> What you should do: Write out the records that appear below, verbatim and complete, but without pictures.

┏━━

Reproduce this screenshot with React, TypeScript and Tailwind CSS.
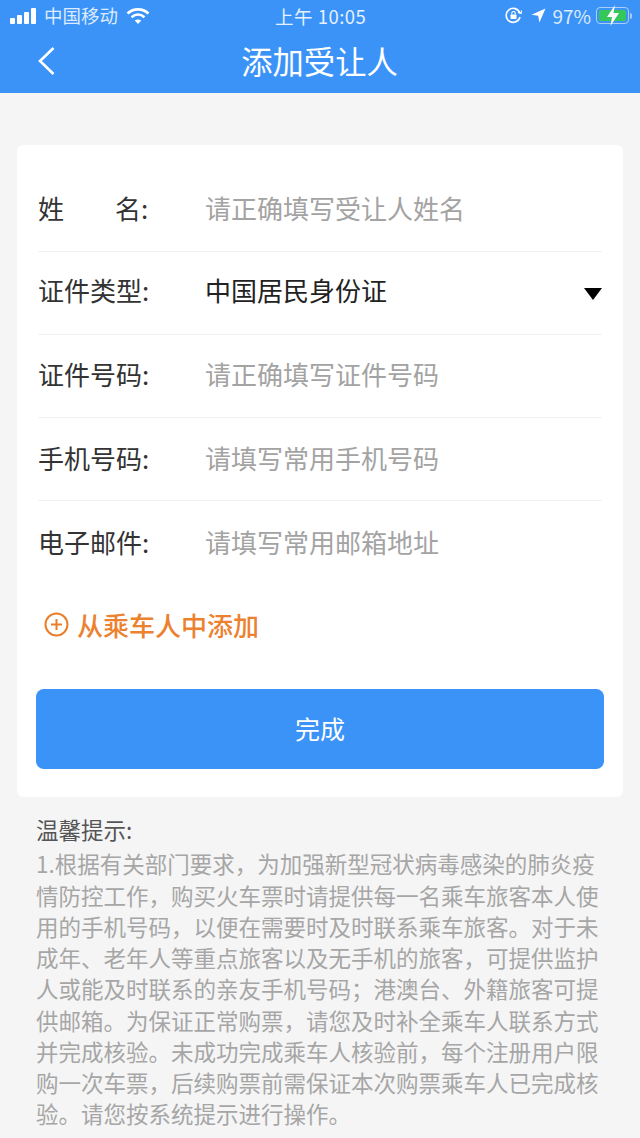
const CJK = "font-['Noto_Sans_CJK_SC','Noto_Sans',sans-serif]"

const ROWS = [
  { label: '证件类型:', value: '中国居民身份证', select: true },
  { label: '证件号码:', value: '请正确填写证件号码' },
  { label: '手机号码:', value: '请填写常用手机号码' },
  { label: '电子邮件:', value: '请填写常用邮箱地址' },
]

const TIPS = [
  '1.根据有关部门要求，为加强新型冠状病毒感染的肺炎疫',
  '情防控工作，购买火车票时请提供每一名乘车旅客本人使',
  '用的手机号码，以便在需要时及时联系乘车旅客。对于未',
  '成年、老年人等重点旅客以及无手机的旅客，可提供监护',
  '人或能及时联系的亲友手机号码；港澳台、外籍旅客可提',
  '供邮箱。为保证正常购票，请您及时补全乘车人联系方式',
  '并完成核验。未成功完成乘车人核验前，每个注册用户限',
  '购一次车票，后续购票前需保证本次购票乘车人已完成核',
  '验。请您按系统提示进行操作。',
]

function StatusBar() {
  return (
    <div className="relative flex h-[31px] items-center justify-between pl-[10px] pr-[8px] text-white">
      <div className="flex items-center">
        <svg width="27" height="16" viewBox="0 0 27 16" fill="white">
          <rect x="0" y="10" width="5" height="6" rx="1" />
          <rect x="7" y="7" width="5" height="9" rx="1" />
          <rect x="14" y="4" width="5" height="12" rx="1" />
          <rect x="21" y="0" width="5" height="16" rx="1" />
        </svg>
        <span className="ml-[7px] text-[18.5px] leading-none text-[#dcebff]">中国移动</span>
        <svg className="ml-[8px]" width="24" height="18" viewBox="0 0 24 18" fill="none" stroke="white" strokeWidth="2.6">
          <path d="M1.5 6.5C7.5 1 16.5 1 22.5 6.5" />
          <path d="M5.5 10.2C9.5 6.8 14.5 6.8 18.5 10.2" />
          <path d="M12 17L8.7 13.6C10.6 12 13.4 12 15.3 13.6Z" fill="white" stroke="none" />
        </svg>
      </div>
      <span className="absolute left-[275px] top-[4px] text-[18.5px] leading-[24px] tracking-[0.5px] text-[#e6f1ff]">上午 10:05</span>
      <div className="flex items-center">
        <svg width="17" height="17" viewBox="0 0 17 17" fill="none" stroke="white" strokeWidth="1.6">
          <path d="M14.8 6A7 7 0 1 0 15 10" />
          <path d="M13 5.5L16 6.5L16.5 3.5" strokeWidth="1.2" />
          <rect x="5.5" y="7.5" width="6" height="4.5" rx="0.8" fill="white" stroke="none" />
          <path d="M6.8 7.5V6.2a1.7 1.7 0 0 1 3.4 0V7.5" strokeWidth="1.1" />
        </svg>
        <svg className="ml-[9px]" width="15" height="15" viewBox="0 0 15 15" fill="white">
          <path d="M14.5 0.5L0.5 6.8L7.2 7.8L8.4 14.5Z" />
        </svg>
        <span className="ml-[6px] text-[19px] leading-none text-[#dcebff]">97%</span>
        <div className="relative ml-[5px] h-[17px] w-[33px] rounded-[4px] border border-[#a9cdf7] p-[2px]">
          <div className="h-full w-full rounded-[2px] bg-[#35c759]" />
          <svg className="absolute left-[10px] top-[-3px]" width="12" height="21" viewBox="0 0 12 21" fill="white">
            <path d="M8 0L0 12H5L3.5 21L12 8H6.5Z" />
          </svg>
        </div>
        <div className="ml-[1px] h-[6px] w-[2px] rounded-r-sm bg-[#a9cdf7]" />
      </div>
    </div>
  )
}

function Row({ label, value, select, last }: { label: string; value: string; select?: boolean; last?: boolean }) {
  return (
    <div className={`flex h-[83.3px] items-center ${select ? 'pb-[6px]' : 'pb-[4px]'} ${last ? '' : 'border-b border-[#f1f1f1]'}`}>
      <span className="w-[167px] text-[26px] text-[#333]">{label}</span>
      <span className={`flex-1 text-[26px] ${select ? 'text-[#222]' : 'text-[#a3a3a3]'}`}>{value}</span>
      {select && <div className="mt-[9px] h-0 w-0 border-x-[9px] border-t-[12px] border-x-transparent border-t-black" />}
    </div>
  )
}

export default function App() {
  return (
    <div className={`${CJK} h-[1138px] w-[640px] overflow-hidden bg-[#f5f5f5]`}>
      <div className="h-[93px] bg-[#3b93f7]">
        <StatusBar />
        <div className="relative flex h-[62px] items-center justify-center pb-[3px] text-[31px] leading-none text-white">
          <svg className="absolute left-[37px] top-[15px]" width="19" height="30" viewBox="0 0 19 30" fill="none" stroke="white" strokeWidth="2.6">
            <path d="M16.5 2L3 15L16.5 28" />
          </svg>
          <span className="-ml-[1px] text-[31.3px]">添加受让人</span>
        </div>
      </div>

      <div className="mx-[17px] mt-[52px] h-[652px] rounded-[6px] bg-white px-[21px] pt-[23px]">
        <div className="flex h-[83.5px] items-center border-b border-[#f1f1f1] pb-[3px]">
          <span className="flex w-[167px] text-[26px] text-[#333]">
            <span className="w-[77px]">姓</span>名:
          </span>
          <span className="text-[26px] text-[#a3a3a3]">请正确填写受让人姓名</span>
        </div>
        {ROWS.map((row, i) => (
          <Row key={row.label} {...row} last={i === ROWS.length - 1} />
        ))}
        <div className="flex h-[83px] items-center pb-[4px] pl-[6px]">
          <svg width="25" height="25" viewBox="0 0 25 25" fill="none" stroke="#e97f2c" strokeWidth="2" className="mt-[1px]">
            <circle cx="12.5" cy="12.5" r="11" />
            <path d="M7 12.5H18M12.5 7V18" />
          </svg>
          <span className="ml-[8px] text-[26px] font-medium text-[#ec8130]">从乘车人中添加</span>
        </div>
        <div className="-mx-[2px] mt-[21px] flex h-[80px] items-center justify-center rounded-[8px] bg-[#3b93f7] text-[25px] text-white">
          完成
        </div>
      </div>

      <div className="mt-[17px] pl-[36px] text-[22.5px] leading-[31.25px]">
        <div className="mb-[3px] text-[#555]">温馨提示:</div>
        {TIPS.map((line) => (
          <div key={line} className="whitespace-nowrap text-[#a6a6a6]">{line}</div>
        ))}
      </div>
    </div>
  )
}
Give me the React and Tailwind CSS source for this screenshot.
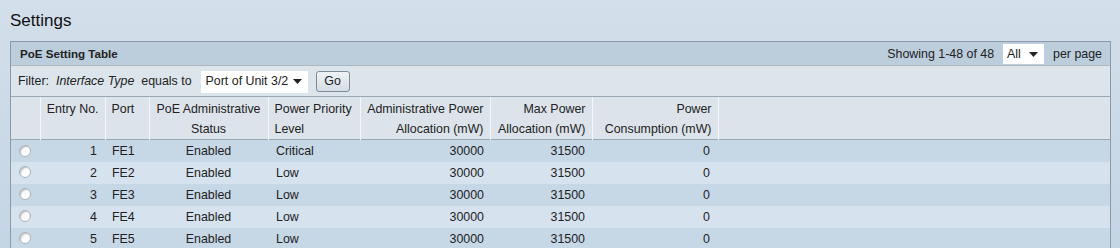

┗━━

> Written reply:
Reproduce this screenshot with React, TypeScript and Tailwind CSS.
const CJK = "font-['Noto_Sans_CJK_SC','Noto_Sans',sans-serif]"

const ROWS = [
  { label: '证件类型:', value: '中国居民身份证', select: true },
  { label: '证件号码:', value: '请正确填写证件号码' },
  { label: '手机号码:', value: '请填写常用手机号码' },
  { label: '电子邮件:', value: '请填写常用邮箱地址' },
]

const TIPS = [
  '1.根据有关部门要求，为加强新型冠状病毒感染的肺炎疫',
  '情防控工作，购买火车票时请提供每一名乘车旅客本人使',
  '用的手机号码，以便在需要时及时联系乘车旅客。对于未',
  '成年、老年人等重点旅客以及无手机的旅客，可提供监护',
  '人或能及时联系的亲友手机号码；港澳台、外籍旅客可提',
  '供邮箱。为保证正常购票，请您及时补全乘车人联系方式',
  '并完成核验。未成功完成乘车人核验前，每个注册用户限',
  '购一次车票，后续购票前需保证本次购票乘车人已完成核',
  '验。请您按系统提示进行操作。',
]

function StatusBar() {
  return (
    <div className="relative flex h-[31px] items-center justify-between pl-[10px] pr-[8px] text-white">
      <div className="flex items-center">
        <svg width="27" height="16" viewBox="0 0 27 16" fill="white">
          <rect x="0" y="10" width="5" height="6" rx="1" />
          <rect x="7" y="7" width="5" height="9" rx="1" />
          <rect x="14" y="4" width="5" height="12" rx="1" />
          <rect x="21" y="0" width="5" height="16" rx="1" />
        </svg>
        <span className="ml-[7px] text-[18.5px] leading-none text-[#dcebff]">中国移动</span>
        <svg className="ml-[8px]" width="24" height="18" viewBox="0 0 24 18" fill="none" stroke="white" strokeWidth="2.6">
          <path d="M1.5 6.5C7.5 1 16.5 1 22.5 6.5" />
          <path d="M5.5 10.2C9.5 6.8 14.5 6.8 18.5 10.2" />
          <path d="M12 17L8.7 13.6C10.6 12 13.4 12 15.3 13.6Z" fill="white" stroke="none" />
        </svg>
      </div>
      <span className="absolute left-[275px] top-[4px] text-[18.5px] leading-[24px] tracking-[0.5px] text-[#e6f1ff]">上午 10:05</span>
      <div className="flex items-center">
        <svg width="17" height="17" viewBox="0 0 17 17" fill="none" stroke="white" strokeWidth="1.6">
          <path d="M14.8 6A7 7 0 1 0 15 10" />
          <path d="M13 5.5L16 6.5L16.5 3.5" strokeWidth="1.2" />
          <rect x="5.5" y="7.5" width="6" height="4.5" rx="0.8" fill="white" stroke="none" />
          <path d="M6.8 7.5V6.2a1.7 1.7 0 0 1 3.4 0V7.5" strokeWidth="1.1" />
        </svg>
        <svg className="ml-[9px]" width="15" height="15" viewBox="0 0 15 15" fill="white">
          <path d="M14.5 0.5L0.5 6.8L7.2 7.8L8.4 14.5Z" />
        </svg>
        <span className="ml-[6px] text-[19px] leading-none text-[#dcebff]">97%</span>
        <div className="relative ml-[5px] h-[17px] w-[33px] rounded-[4px] border border-[#a9cdf7] p-[2px]">
          <div className="h-full w-full rounded-[2px] bg-[#35c759]" />
          <svg className="absolute left-[10px] top-[-3px]" width="12" height="21" viewBox="0 0 12 21" fill="white">
            <path d="M8 0L0 12H5L3.5 21L12 8H6.5Z" />
          </svg>
        </div>
        <div className="ml-[1px] h-[6px] w-[2px] rounded-r-sm bg-[#a9cdf7]" />
      </div>
    </div>
  )
}

function Row({ label, value, select, last }: { label: string; value: string; select?: boolean; last?: boolean }) {
  return (
    <div className={`flex h-[83.3px] items-center ${select ? 'pb-[6px]' : 'pb-[4px]'} ${last ? '' : 'border-b border-[#f1f1f1]'}`}>
      <span className="w-[167px] text-[26px] text-[#333]">{label}</span>
      <span className={`flex-1 text-[26px] ${select ? 'text-[#222]' : 'text-[#a3a3a3]'}`}>{value}</span>
      {select && <div className="mt-[9px] h-0 w-0 border-x-[9px] border-t-[12px] border-x-transparent border-t-black" />}
    </div>
  )
}

export default function App() {
  return (
    <div className={`${CJK} h-[1138px] w-[640px] overflow-hidden bg-[#f5f5f5]`}>
      <div className="h-[93px] bg-[#3b93f7]">
        <StatusBar />
        <div className="relative flex h-[62px] items-center justify-center pb-[3px] text-[31px] leading-none text-white">
          <svg className="absolute left-[37px] top-[15px]" width="19" height="30" viewBox="0 0 19 30" fill="none" stroke="white" strokeWidth="2.6">
            <path d="M16.5 2L3 15L16.5 28" />
          </svg>
          <span className="-ml-[1px] text-[31.3px]">添加受让人</span>
        </div>
      </div>

      <div className="mx-[17px] mt-[52px] h-[652px] rounded-[6px] bg-white px-[21px] pt-[23px]">
        <div className="flex h-[83.5px] items-center border-b border-[#f1f1f1] pb-[3px]">
          <span className="flex w-[167px] text-[26px] text-[#333]">
            <span className="w-[77px]">姓</span>名:
          </span>
          <span className="text-[26px] text-[#a3a3a3]">请正确填写受让人姓名</span>
        </div>
        {ROWS.map((row, i) => (
          <Row key={row.label} {...row} last={i === ROWS.length - 1} />
        ))}
        <div className="flex h-[83px] items-center pb-[4px] pl-[6px]">
          <svg width="25" height="25" viewBox="0 0 25 25" fill="none" stroke="#e97f2c" strokeWidth="2" className="mt-[1px]">
            <circle cx="12.5" cy="12.5" r="11" />
            <path d="M7 12.5H18M12.5 7V18" />
          </svg>
          <span className="ml-[8px] text-[26px] font-medium text-[#ec8130]">从乘车人中添加</span>
        </div>
        <div className="-mx-[2px] mt-[21px] flex h-[80px] items-center justify-center rounded-[8px] bg-[#3b93f7] text-[25px] text-white">
          完成
        </div>
      </div>

      <div className="mt-[17px] pl-[36px] text-[22.5px] leading-[31.25px]">
        <div className="mb-[3px] text-[#555]">温馨提示:</div>
        {TIPS.map((line) => (
          <div key={line} className="whitespace-nowrap text-[#a6a6a6]">{line}</div>
        ))}
      </div>
    </div>
  )
}
Give me the React and Tailwind CSS source for this screenshot.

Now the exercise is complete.